Like Suits, for example. The second season is about to drop tomorrow night, promising us more court-room shenanigans and run-ins with paralegal hotties than Judge Judy could ever promise us. Don’t believe us? The evidence below speaks for itself. And hey, if you don’t like it, Breaking Bad and White Collar  are only a few weeks away. But I digress…

What It’s About

Twentysomething Mike Ross works for one of New York’s most prestigious law firms as the hand-picked apprentice to the firm’s best closer, Harvey Spectre. However, Ross has a secret: he is not a lawyer, nor does he even have a law degree; he’s just your average genius.

Why You Should Watch It

Patrick J. Adams Is The Little Brother You Never Had

Adams plays Mike Ross, that twentysomething kid who’s parents were killed in a tragic accident (tragic!). Adams plays Mike with all the “Whoa, I can’t believe I’m in here!” charm he can muster, while also establishing Mike’s innocence in the dog-eat-dog world of high-stakes lawsuits. Every episode, you know Mike is outmatched by the opposing suits, making Mike the underdog. And who doesn’t love an underdog, am I right? 
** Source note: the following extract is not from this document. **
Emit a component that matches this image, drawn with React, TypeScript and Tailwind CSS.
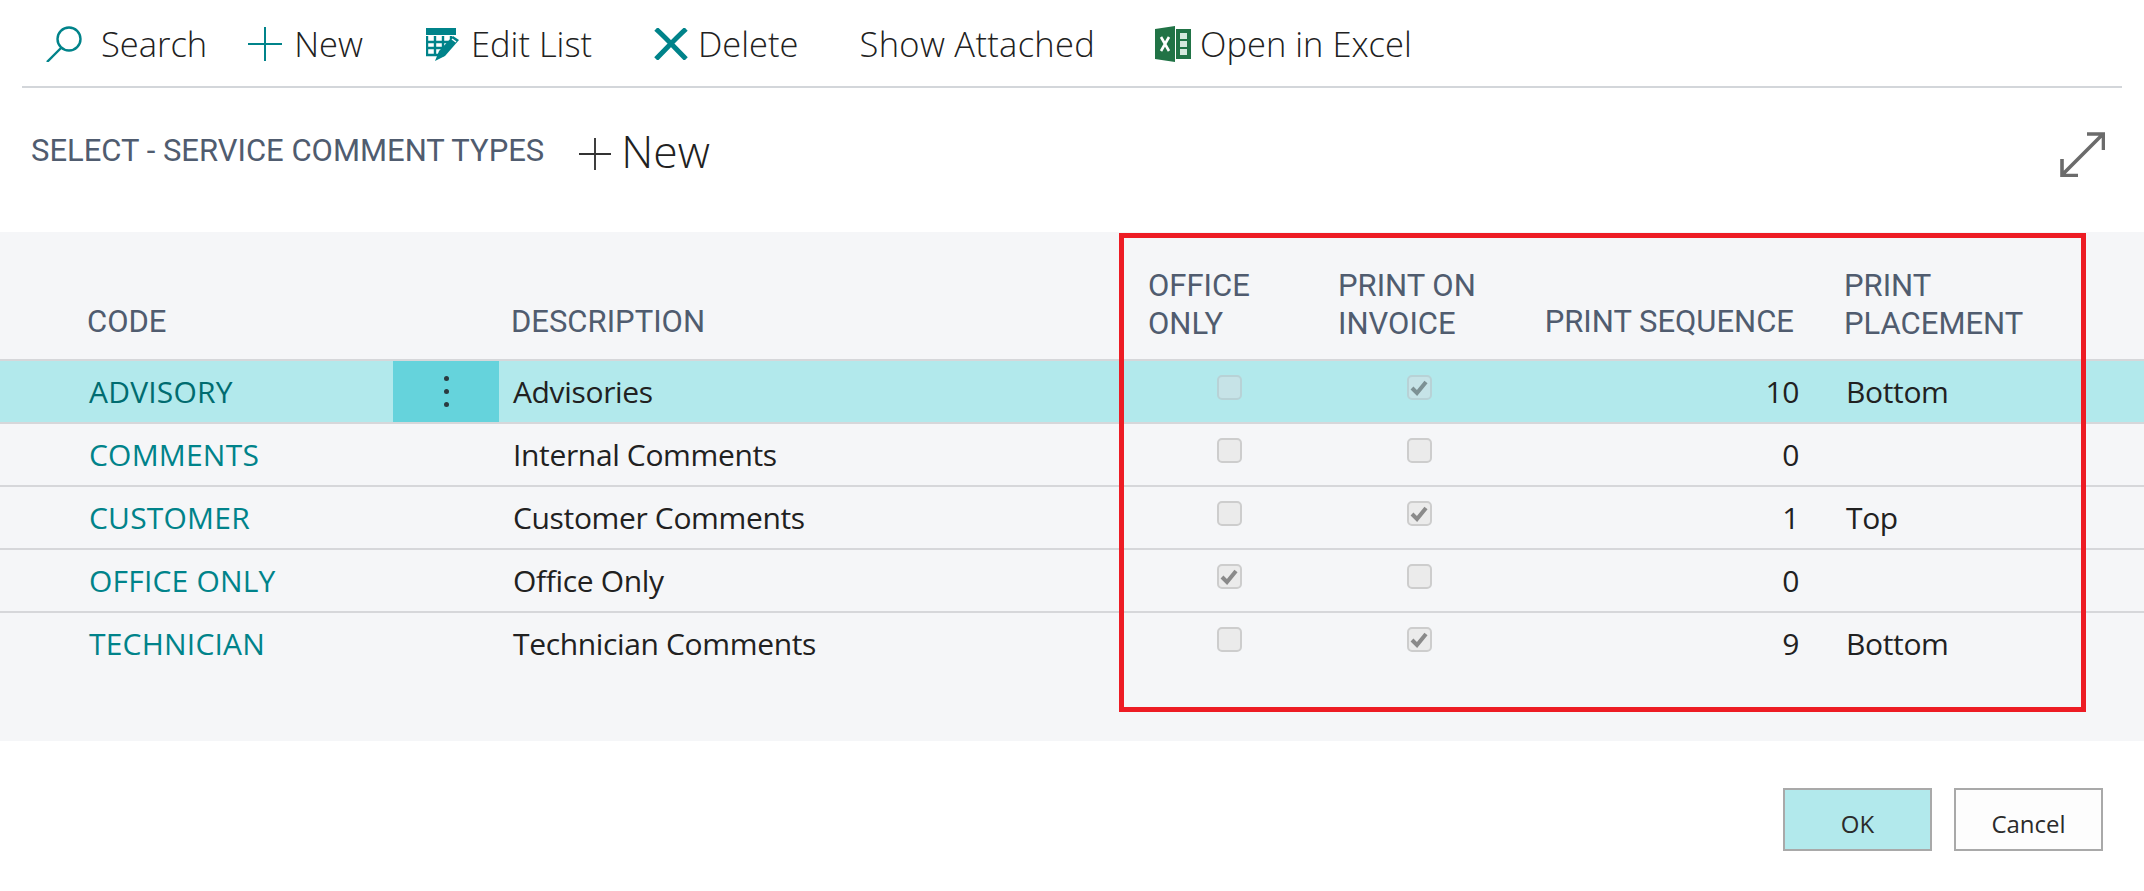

Gabriel Macht Is Your Favorite Player’s Favorite Player

 

Macht is supposed to be the “big name” of the series, as the only actor with anything resembling film experience. Macht’s biggest roles to date have been as the boy toy in Because I Said So and as the titular crimefighter in the horrendous The Spirit. Macht plays Harvey Spectre, the wunderkind of the law firm and one of the best layers in the game. Macht’s Spectre is brash, arrogant, and just full of himself enough to allow for some humor. Also, the man drips swag: every episode of Suits features Spectre strolling around in some of the crispiest, tailor-made suits to ever bless cable television. 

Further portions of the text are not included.